En 2017, de plus en plus de personnes s’engagent, prennent conscience des problèmes de la société, se révoltent contre les petites injustices de tous les jours. Tout le monde ne peut pas être Malala Yousafzai et se faire l’avocat.e des toutes les petites filles déscolarisées du Pakistan. En revanche, c’est à la portée de chacun.e que de rembarrer son père homophobe, sa grande-tante raciste ou son oncle islamophobe. Il est aussi de plus en plus facile de s’éduquer sur des causes moins connues, comme la transidentité. Il n’y a plus d’excuse à être ignorant.e car les internets regorgent de manuels et explications, du plus simple et accessible au plus spécialisé. Il suffit de demander.
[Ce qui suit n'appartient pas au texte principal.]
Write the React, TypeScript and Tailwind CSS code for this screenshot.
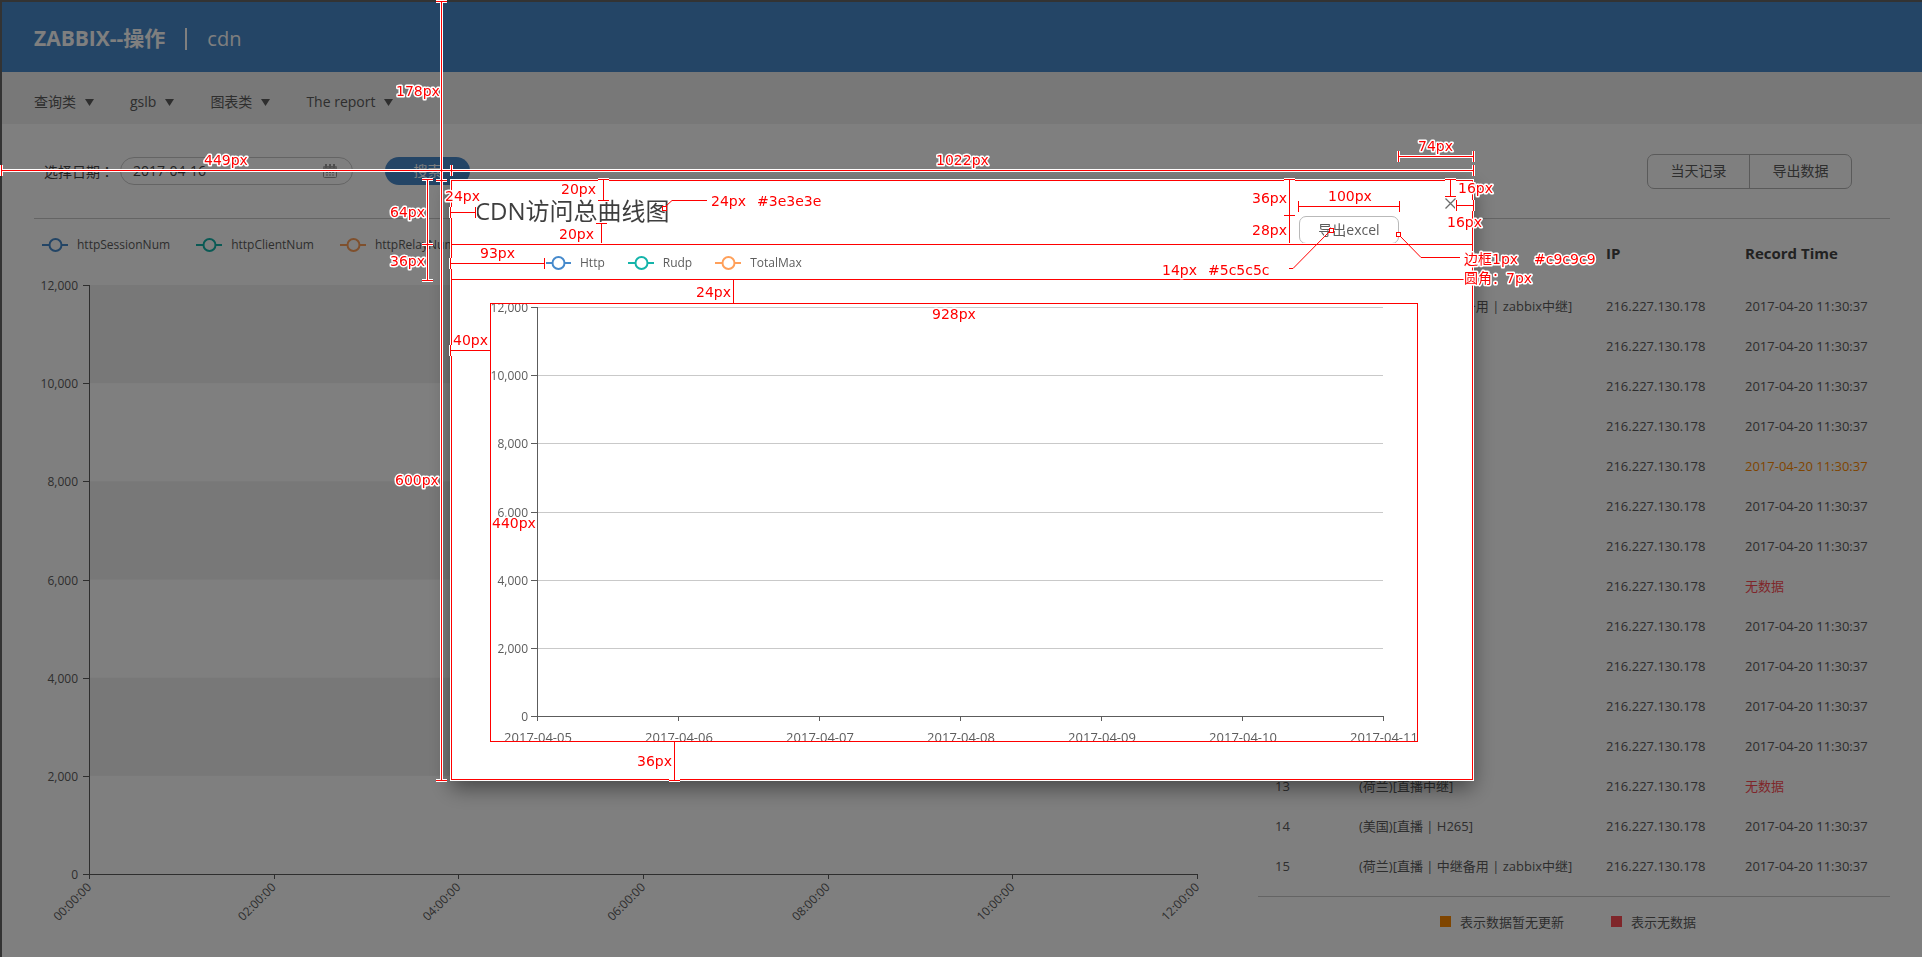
import React from 'react';

const FONT = "font-['Open_Sans','Noto_Sans_CJK_SC',sans-serif]";

type Series = { name: string; color: string };
type Row = { id: number; name: string; ip: string; time: string; state: 'ok' | 'stale' | 'none' };

const PAGE_SERIES: Series[] = [
  { name: 'httpSessionNum', color: '#468acc' },
  { name: 'httpClientNum', color: '#14b4aa' },
  { name: 'httpRelayNum', color: '#ffa05a' },
];

const DIALOG_SERIES: Series[] = [
  { name: 'Http', color: '#468acc' },
  { name: 'Rudp', color: '#14b4aa' },
  { name: 'TotalMax', color: '#ffa05a' },
];

const Y_LABELS = ['12,000', '10,000', '8,000', '6,000', '4,000', '2,000', '0'];
const HOURS = ['00:00:00', '02:00:00', '04:00:00', '06:00:00', '08:00:00', '10:00:00', '12:00:00'];
const DAYS = ['2017-04-05', '2017-04-06', '2017-04-07', '2017-04-08', '2017-04-09', '2017-04-10', '2017-04-11'];

const ROWS: Row[] = Array.from({ length: 15 }, (_, i) => {
  const id = i + 1;
  const state = id === 5 ? 'stale' : id === 8 || id === 13 ? 'none' : 'ok';
  const name =
    id === 1 || id === 15 ? '(荷兰)[直播 | 中继备用 | zabbix中继]' : id === 14 ? '(美国)[直播 | H265]' : '(荷兰)[直播中继]';
  return { id, name, ip: '216.227.130.178', time: state === 'none' ? '无数据' : '2017-04-20 11:30:37', state };
});

const STATE_COLOR = { ok: 'text-[#5c5c5c]', stale: 'text-[#ff8a00]', none: 'text-[#ff4d55]' };

function Legend({ items, className }: { items: Series[]; className: string }) {
  return (
    <ul className={`flex items-center text-xs leading-5 text-[#5c5c5c] ${className}`}>
      {items.map((s) => (
        <li key={s.name} className="flex items-center gap-[9px]">
          <svg width="26" height="14" aria-hidden="true">
            <path d="M0 7H26" stroke={s.color} strokeWidth="2" />
            <circle cx="13.5" cy="7" r="6" fill="#fff" stroke={s.color} strokeWidth="2" />
          </svg>
          {s.name}
        </li>
      ))}
    </ul>
  );
}

function SessionChart() {
  const h = 589;
  const step = h / 6;
  return (
    <svg className="block w-full overflow-visible text-xs" height={h} role="img" aria-label="cdn">
      {[0, 2, 4].map((i) => (
        <rect key={i} x="0" y={i * step} width="100%" height={step} fill="#f0f0f0" />
      ))}
      <g shapeRendering="crispEdges" stroke="#5c5c5c">
        <line x1="0.5" x2="0.5" y1="0" y2={h + 4} />
        <line x1="0" x2="100%" y1={h + 0.5} y2={h + 0.5} />
        {Y_LABELS.map((l, i) => (
          <line key={l} x1="-6" x2="0" y1={Math.round(i * step) + 0.5} y2={Math.round(i * step) + 0.5} />
        ))}
      </g>
      {Y_LABELS.map((l, i) => (
        <text key={l} x="-11" y={Math.round(i * step) + 5} textAnchor="end" fill="#5c5c5c">
          {l}
        </text>
      ))}
      {HOURS.map((l, i) => (
        <svg key={l} x={`${(i * 100) / 6}%`} y={h} className="overflow-visible">
          <path d="M.5 0V5" stroke="#5c5c5c" shapeRendering="crispEdges" />
          <text transform="translate(3 14) rotate(-45)" textAnchor="end" fill="#5c5c5c">
            {l}
          </text>
        </svg>
      ))}
    </svg>
  );
}

function VisitsChart() {
  const h = 409;
  const step = h / 6;
  return (
    <svg className="block w-full overflow-visible" height={h} role="img" aria-label="CDN访问总曲线图">
      <g shapeRendering="crispEdges">
        {Y_LABELS.map((l, i) => {
          const y = Math.round(i * step) + 0.5;
          return (
            <g key={l}>
              <line x1="0" x2="100%" y1={y} y2={y} stroke={i === 6 ? '#5c5c5c' : '#c9c9c9'} />
              <line x1="-6" x2="0" y1={y} y2={y} stroke="#5c5c5c" />
            </g>
          );
        })}
        <line x1="0.5" x2="0.5" y1="0" y2={h} stroke="#5c5c5c" />
      </g>
      {Y_LABELS.map((l, i) => (
        <text key={l} x="-9" y={Math.round(i * step) + 5} textAnchor="end" fill="#5c5c5c" className="text-xs">
          {l}
        </text>
      ))}
      {DAYS.map((l, i) => (
        <svg key={l} x={`${(i * 100) / 6}%`} y={h} className="overflow-visible">
          <path d="M.5 0V5" stroke="#5c5c5c" shapeRendering="crispEdges" />
          <text x="1" y="26" textAnchor="middle" fill="#5c5c5c" className="text-[13px]">
            {l}
          </text>
        </svg>
      ))}
    </svg>
  );
}

/* Spec overlay: each measure is a line with end caps, its label sits beside it. Coordinates are canvas pixels. */
const H_MEASURES: [number, number, number][] = [
  [170, 1, 451],
  [170, 451, 1473],
  [156, 1398, 1473],
  [212, 450, 475],
  [263, 450, 544],
  [350, 450, 490],
  [206, 1298, 1399],
  [205, 1456, 1473],
];
const V_MEASURES: [number, number, number][] = [
  [441, 1, 180],
  [441, 180, 780],
  [427, 179, 244],
  [427, 244, 280],
  [603, 179, 200],
  [733, 279, 303],
  [674, 741, 780],
  [1289, 179, 215],
  [1450, 179, 196],
];
const LABELS: [number, number, string][] = [
  [396, 96, '178px'],
  [204, 165, '449px'],
  [936, 165, '1022px'],
  [1418, 151, '74px'],
  [390, 217, '64px'],
  [390, 266, '36px'],
  [395, 485, '600px'],
  [445, 201, '24px'],
  [561, 194, '20px'],
  [559, 239, '20px'],
  [711, 206, '24px'],
  [757, 206, '#3e3e3e'],
  [480, 258, '93px'],
  [696, 297, '24px'],
  [453, 345, '40px'],
  [492, 528, '440px'],
  [932, 319, '928px'],
  [637, 766, '36px'],
  [1252, 203, '36px'],
  [1252, 235, '28px'],
  [1328, 201, '100px'],
  [1458, 193, '16px'],
  [1447, 227, '16px'],
  [1162, 275, '14px'],
  [1208, 275, '#5c5c5c'],
  [1464, 264, '边框1px'],
  [1534, 264, '#c9c9c9'],
  [1464, 283, '圆角：7px'],
];

function Measures() {
  const frame = 'M451.5 180.5H1472.5V779.5H451.5Z M451.5 244.5H1472.5 M451.5 279.5H1472.5';
  const plot = 'M490.5 303.5H1417.5V741.5H490.5Z';
  const h = H_MEASURES.map(([y, a, b]) => `M${a} ${y + 0.5}H${b + 1}M${a + 0.5} ${y - 5}V${y + 6}M${b + 0.5} ${y - 5}V${y + 6}`);
  const v = V_MEASURES.map(([x, a, b]) => `M${x + 0.5} ${a}V${b + 1}M${x - 5} ${a + 0.5}H${x + 6}M${x - 5} ${b + 0.5}H${x + 6}`);
  const open = 'M601.5 223V243 M596 223.5H607 M1289.5 216V243';
  const measures = [...h, ...v, open].join('');
  return (
    <svg className="pointer-events-none absolute top-0 left-0 overflow-visible" width="1" height="1">
      <g transform="translate(-451 -180)" fill="none">
        <g shapeRendering="crispEdges">
          <path d={frame} stroke="#fff" strokeWidth="3" />
          <path d={frame + plot} stroke="#f00" />
          <path d={measures} stroke="#fff" strokeWidth="3" />
          <path d={measures} stroke="#f00" />
        </g>
        <path
          d="M666 206L672 200.5H707 M1329 232L1293 268.5H1289 M1400 236L1421 257.5H1460"
          stroke="#f00"
        />
        <path
          d="M662.5 206.5h4v4h-4Z M1329.5 228.5h4v4h-4Z M1396.5 232.5h4v4h-4Z"
          fill="#fff"
          stroke="#f00"
          shapeRendering="crispEdges"
        />
        <g
          className="font-['DejaVu_Sans','Noto_Sans_CJK_SC',sans-serif] text-sm"
          fill="#f00"
          stroke="#fff"
          strokeWidth="3"
          strokeLinejoin="round"
          paintOrder="stroke"
        >
          {LABELS.map(([x, y, t]) => (
            <text key={`${x}-${y}`} x={x} y={y}>
              {t}
            </text>
          ))}
        </g>
      </g>
    </svg>
  );
}

function NavItem({ children }: { children: React.ReactNode }) {
  return (
    <li>
      <button type="button" className="flex items-center gap-[9px] whitespace-nowrap">
        {children}
        <svg width="9" height="7" aria-hidden="true">
          <path d="M0 0H9L4.500 7Z" fill="#5c5c5c" />
        </svg>
      </button>
    </li>
  );
}

function CalendarIcon() {
  return (
    <svg width="14" height="14" viewBox="0 0 14 14" fill="none" aria-hidden="true">
      <rect x="0.5" y="2.500" width="13" height="11" rx="1" stroke="#9a9a9a" />
      <path d="M0 2.500H14V6H0Z" fill="#b5b5b5" />
      <path d="M3 0V4M7 0V4M11 0V4" stroke="#9a9a9a" strokeWidth="2" />
      <path d="M3 8.500h2M6 8.500h2M9 8.500h2M3 11h2M6 11h2M9 11h2" stroke="#9a9a9a" />
    </svg>
  );
}

function ExportDialog() {
  return (
    <div className="fixed inset-0 flex items-start justify-center bg-black/50 pt-[180px] pl-0.5">
      <div
        role="dialog"
        aria-labelledby="dialog-title"
        className="relative h-[600px] w-[1022px] shrink-0 bg-white shadow-[0_8px_20px_rgba(0,0,0,0.45)]"
      >
        <div className="flex h-16 items-start pl-6">
          <h2 id="dialog-title" className="grow pt-[15px] text-2xl leading-8 text-[#3e3e3e]">
            CDN访问总曲线图
          </h2>
          <button
            type="button"
            className="mt-9 h-7 w-[100px] rounded-[7px] border border-[#b9b9b9] text-sm leading-6 text-[#5c5c5c]"
          >
            导出excel
          </button>
          <button type="button" aria-label="关闭" className="mt-[18px] mr-[17px] ml-[46px]">
            <svg width="11" height="11" className="block">
              <path d="M0.5 0.5L10.500 10.500M10.500 0.5L0.5 10.500" stroke="#6c6c6c" strokeWidth="1.300" />
            </svg>
          </button>
        </div>
        <Legend items={DIALOG_SERIES} className="h-[38px] gap-[23px] pl-[94px]" />
        <div className="mt-[22px] ml-10 h-[438px] w-[928px] overflow-hidden pt-[3px] pr-9 pl-[46px]">
          <VisitsChart />
        </div>
        <Measures />
      </div>
    </div>
  );
}

export default function App() {
  return (
    <div className={`min-h-screen border-t-2 border-l-2 border-[#666] bg-white text-[#5c5c5c] ${FONT}`}>
      <header className="flex h-[70px] items-center bg-[#488acc] px-8 pt-1 text-xl text-white">
        <h1 className="text-[21px] font-bold">ZABBIX--操作</h1>
        <span className="mx-5 h-[22px] w-0.5 bg-white" />
        <span>cdn</span>
      </header>
      <nav className="h-[52px] bg-[#f0f0f0] px-8 text-sm">
        <ul className="flex h-full items-center gap-9 pt-2">
          <NavItem>查询类</NavItem>
          <NavItem>gslb</NavItem>
          <NavItem>图表类</NavItem>
          <NavItem>The report</NavItem>
        </ul>
      </nav>
      <main className="px-8">
        <form className="flex h-[95px] items-center border-b border-[#c9c9c9] pl-2.5 text-sm">
          <label
            htmlFor="day"
            className="w-[76px] whitespace-nowrap font-['Noto_Sans_CJK_TC',sans-serif] text-[#444]"
          >
            选择日期：
          </label>
          <div className="flex h-7 w-[233px] items-center rounded-full border border-[#c9c9c9] pr-[15px] pl-3">
            <input id="day" type="text" defaultValue="2017-04-16" className="min-w-0 grow bg-transparent text-[#444] outline-none" />
            <CalendarIcon />
          </div>
          <button type="button" className="ml-8 h-7 w-[85px] rounded-full bg-[#488acc] text-white">
            搜索
          </button>
          <div className="mr-[38px] ml-auto flex h-[35px] rounded-[7px] border border-[#b4b4b4]">
            <button type="button" className="w-[102px] border-r border-[#b4b4b4]">
              当天记录
            </button>
            <button type="button" className="w-[101px]">
              导出数据
            </button>
          </div>
        </form>
        <div className="flex gap-[61px]">
          <section className="min-w-0 grow">
            <Legend items={PAGE_SERIES} className="h-[52px] gap-[26px] pl-2" />
            <div className="mt-3.5 pl-[55px]">
              <SessionChart />
            </div>
          </section>
          <section className="w-[632px] shrink-0">
            <table className="w-full table-fixed text-left text-[13px] leading-5">
              <thead>
                <tr className="h-[67px] text-[15px] text-[#444]">
                  <th className="w-[101px] pl-[17px]">ID</th>
                  <th className="w-[247px]">Name</th>
                  <th className="w-[139px]">IP</th>
                  <th>Record Time</th>
                </tr>
              </thead>
              <tbody>
                {ROWS.map((r) => (
                  <tr key={r.id} className="h-10">
                    <td className="pl-[17px]">{r.id}</td>
                    <td>{r.name}</td>
                    <td>{r.ip}</td>
                    <td className={STATE_COLOR[r.state]}>{r.time}</td>
                  </tr>
                ))}
              </tbody>
            </table>
            <div className="mt-2.5 flex h-[50px] items-center justify-center border-t border-[#c9c9c9] pr-3 text-[13px] leading-5">
              <span className="mr-[9px] size-[11px] bg-[#ff8a00]" />
              <span className="mr-[47px]">表示数据暂无更新</span>
              <span className="mr-[9px] size-[11px] bg-[#ff4d55]" />
              <span>表示无数据</span>
            </div>
          </section>
        </div>
      </main>
      <ExportDialog />
    </div>
  );
}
Bien que Tex se soit excusé, cela ne résout pas le problème de fond. La violence faite aux femmes, de même que le handicap, l’homosexualité, le viol, ne sont pas des sujets à plaisanterie. Nous devons lutter contre ces blagues car elle ne font que perpétuer les clichés et stéréotypes et empêchent souvent les victimes d’être prises au sérieux. Tex diminue la gravité de la situation sur une chaîne à forte audience, à une heure de grande écoute (C’est que de la télé regroupe environ 400.000 téléspectateur.ice.s) et s’excuse par la suite sur Twitter, où il compte moins de 4.000 abonné.e.s. Son message se résume en 150 caractères, et a été bien vite noyé par tous les retweets des supporteur.ice.s de sa cause. Car oui, le tweet épinglé de Tex est un lien vers une pétition contre sa mise à pied par France 2, accompagné du message «Juste pour la vanne, signez…». Parce que visiblement, ce n’est vraiment pas sérieux.